Oui, ça c’est un problème réel. Ce qui se passe dans cette région n’est pas lié au salafisme d’Al Qaïda. Il est vrai qu’il y a une forte percée d’un nouveau courant qui a tendance à remplacer progressivement l’Islam traditionnel des confréries et qui est à mon avis une souche très compatible à cette idéologie fondamentaliste prônée par les salafistes. Ce nouveau prosélytisme extrémiste doit être surveillé parce qu’il est incompatible avec les valeurs de tolérance et d’ouverture véhiculées par l’Islam.

Comment expliquer que les prises d’otages trouvent à chaque fois leur dénouement au Mali, après paiement de rançons, alors qu’elles ont été commises ailleurs que sur son territoire ?
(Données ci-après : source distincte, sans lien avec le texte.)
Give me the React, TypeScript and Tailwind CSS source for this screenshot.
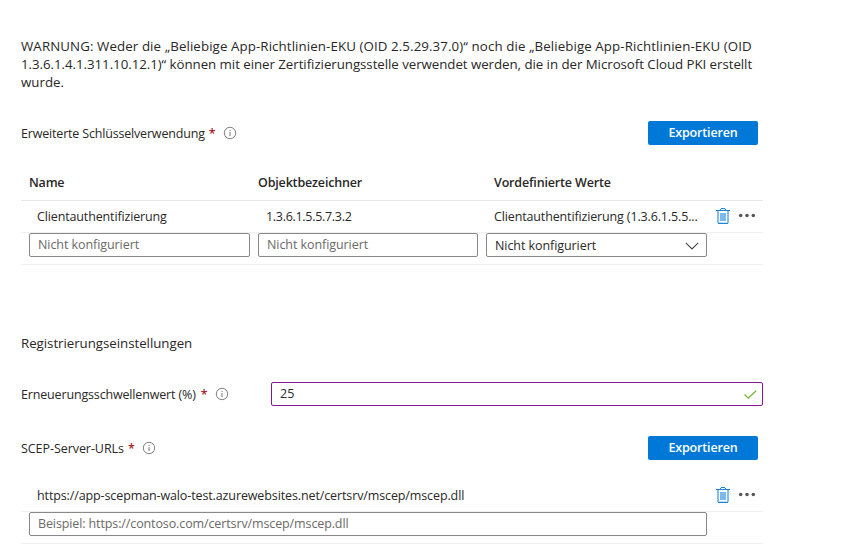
import type { ReactNode } from 'react';

function InfoIcon() {
  return (
    <svg width="12" height="12" viewBox="0 0 12 12" fill="none" stroke="#737373" className="shrink-0 overflow-visible">
      <circle cx="6" cy="6" r="5.7" strokeWidth="0.9" />
      <path d="M6 5v4M6 3v1" strokeWidth="1" />
    </svg>
  );
}

function TrashIcon() {
  return (
    <svg width="14" height="16" viewBox="0 0 14 16" className="shrink-0">
      <path d="M1 3h2v12H1zM11 3h2v12h-2z" fill="#83bdeb" />
      <path d="M4 5h6v8H4z" fill="#7db9ea" />
      <path d="M3 14h8v1H3z" fill="#c5dff5" />
      <path d="M0 2h14v1H0zM2 15h10v1H2zM5 0h4v1H5z" fill="#1a84da" />
      <path d="M4 1h1v1H4zM9 1h1v1H9z" fill="#1a84da" />
    </svg>
  );
}

function MoreIcon() {
  return (
    <svg width="18" height="6" viewBox="0 0 18 6" fill="#555" className="shrink-0">
      <circle cx="2.7" cy="2.6" r="1.75" />
      <circle cx="9" cy="2.6" r="1.75" />
      <circle cx="15.3" cy="2.6" r="1.75" />
    </svg>
  );
}

function RowActions() {
  return (
    <div className="ml-auto flex items-center gap-2 pr-[7px]">
      <TrashIcon />
      <MoreIcon />
    </div>
  );
}

function FieldLabel({ children }: { children: ReactNode }) {
  return (
    <div className="flex items-center whitespace-nowrap">
      <span className="pt-0.5">{children}</span>
      <span className="ml-1 mr-[9px] w-[6px] pt-0.5 font-semibold text-[#a4262c]">*</span>
      <InfoIcon />
    </div>
  );
}

function ExportButton() {
  return (
    <button className="mr-[5px] h-6 w-[110px] rounded-[2px] bg-[#0078d7] pb-px font-semibold tracking-[-0.16px] text-white">
      Exportieren
    </button>
  );
}

const input =
  'h-6 rounded-[2px] border border-[#8a8886] bg-white px-2 pb-px outline-none placeholder:text-[#6b6967] placeholder:opacity-100';

export default function App() {
  return (
    <main className="h-[556px] w-[865px] overflow-hidden bg-white pl-[21px] pt-[37px] font-['Open_Sans','Noto_Sans',sans-serif] text-[12.5px] leading-[18px] text-[#292827]">
      <div className="w-[742px]">
        <p className="h-[54px] whitespace-nowrap text-[13.3px]">
          <span className="tracking-[0.095px]">WARNUNG: Weder die „Beliebige App-Richtlinien-EKU (OID 2.5.29.37.0)“ noch die „Beliebige App-Richtlinien-EKU (OID</span>
          <br />
          <span className="tracking-[-0.05px]">1.3.6.1.4.1.311.10.12.1)“ können mit einer Zertifizierungsstelle verwendet werden, die in der Microsoft Cloud PKI erstellt</span>
          <br />
          <span>wurde.</span>
        </p>

        <section className="mt-[30px]">
          <div className="flex h-6 items-center justify-between">
            <FieldLabel><span className="tracking-[-0.18px]">Erweiterte Schlüsselverwendung</span></FieldLabel>
            <ExportButton />
          </div>
          <div className="mt-[19px] flex h-[37px] items-center border-b border-[#e8e8e8] pl-2 pt-0.5 font-semibold">
            <div className="w-[229px] tracking-[-0.2px]">Name</div>
            <div className="w-[236px] tracking-[-0.17px]">Objektbezeichner</div>
            <div className="tracking-[-0.16px]">Vordefinierte Werte</div>
          </div>
          <div className="flex h-8 items-center border-b border-[#f0f0f0] pl-4">
            <div className="w-[229px] tracking-[-0.14px]">Clientauthentifizierung</div>
            <div className="w-[228px] tracking-[-0.3px]">1.3.6.1.5.5.7.3.2</div>
            <div className="whitespace-nowrap tracking-[-0.14px]">Clientauthentifizierung (1.3.6.1.5.5...</div>
            <div className="ml-auto flex pb-px">
              <RowActions />
            </div>
          </div>
          <div className="flex h-8 gap-2 border-b border-[#f0f0f0] pl-2">
            <input className={`${input} w-[221px] tracking-[-0.07px]`} placeholder="Nicht konfiguriert" />
            <input className={`${input} w-[220px] tracking-[-0.07px]`} placeholder="Nicht konfiguriert" />
            <button className="flex h-6 w-[221px] items-center justify-between rounded-[2px] border border-[#8a8886] pl-2 pr-[7px] pt-px tracking-[-0.07px]">
              Nicht konfiguriert
              <svg width="14" height="8" viewBox="0 0 14 8" fill="none" stroke="#484644">
                <path d="M0.8 0.8 7 7l6.2-6.2" strokeWidth="1.1" />
              </svg>
            </button>
          </div>
        </section>

        <section className="mt-[69px]">
          <h2 className="text-[13.3px] tracking-[-0.04px]">Registrierungseinstellungen</h2>
          <div className="mt-[30px] flex h-6 items-center">
            <div className="w-[250px]">
              <FieldLabel><span className="mr-px tracking-[-0.16px]">Erneuerungsschwellenwert (%)</span></FieldLabel>
            </div>
            <div className="flex h-6 w-[492px] items-center justify-between rounded-[2px] border border-[#881798] pl-2 pr-[5px]">
              <span>25</span>
              <svg width="13" height="9" viewBox="0 0 13 9" fill="none" stroke="#6bb32e">
                <path d="M0.6 4.5 4.3 8.1 12.2 0.7" strokeWidth="1.2" />
              </svg>
            </div>
          </div>
        </section>

        <section className="mt-[30px]">
          <div className="flex h-6 items-center justify-between">
            <FieldLabel><span className="tracking-[-0.06px]">SCEP-Server-URLs</span></FieldLabel>
            <ExportButton />
          </div>
          <div className="mt-[19px] flex h-[33px] items-center border-b border-[#f0f0f0] pl-4">
            <span className="pt-0.5 tracking-[-0.115px]">https://app-scepman-walo-test.azurewebsites.net/certsrv/mscep/mscep.dll</span>
            <RowActions />
          </div>
          <div className="flex h-8 border-b border-[#f0f0f0] pl-2">
            <input className={`${input} w-[678px] tracking-[-0.115px]`} placeholder="Beispiel: https://contoso.com/certsrv/mscep/mscep.dll" />
          </div>
        </section>
      </div>
    </main>
  );
}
Les négociations se passent au Mali, parce qu’il y a une base salafiste dans le Nord et que ces actes sont devenus un fonds de commerce utile qui leur permet d’acheter des armes. Une fois qu’ils sont basés au Mali où ils ont des relations avec les communautés locales et que les otages sont transférés vers ce pays, alors il est légitime de s’interroger sur la responsabilité de chacun. Quand toutes les conditions énumérées sont réunies, le Mali subit de fortes pressions qui le poussent à négocier la libération des otages. Ce sont des situations désagréables pour lui. Elles ne sont pas défendables sur le long terme, parce que le risque pour l’Etat malien est de passer aux yeux de l’opinion publique internationale et surtout des pays voisins, pour un allié des salafistes et de la mafia. Il faut une politique concertée et vigoureuse pour assécher à la fois la logistique et la propagande des salafistes. La région est une espèce de no man’s land favorable à tous les trafics. Avant, c’était la contrebande de cigarettes. Maintenant, c’est le trafic d’armes et de drogue. Demain, la région sera peut-être celle des dépôts de déchets toxiques parce que les Etats n’ont pas les moyens de contrôler leurs territoires…

Selon vous, l’accalmie au Nord est-elle précaire ou définitive ?

Je ne sais pas. Autant en 1990 je pouvais considérer que la rébellion dans la dimension que nous avons connue était justifiable, autant l’attaque du 23 mai 2006, me paraît totalement gratuite. Elle n’est pas le fait de toute la communauté touareg mais de quelques-uns de ses éléments qui bénéficiaient d’armes et de complicité. Tant que les relations avec l’Algérie sont bonnes et respectueuses de part et d’autre, il me semble extrêmement difficile que nous ayons sur notre territoire une autre rébellion similaire à celle des années 1990. Il faut également que nos relations avec la Libye ne créent pas de crise comme celle qui a suivi l’ouverture du consulat libyen à Kidal. Je ne peux pas dire que c’est la cause des événements, mais je constate que ce consulat a fermé dans la foulée. Ce ne sont pas les rebelles qui ont demandé la fermeture, encore moins la Libye. Aujourd’hui, il est important de savoir ce que l’espace sahélo-saharien fait pour éviter les rébellions qu’aucun des pays de la région ne peut affronter faute de moyens.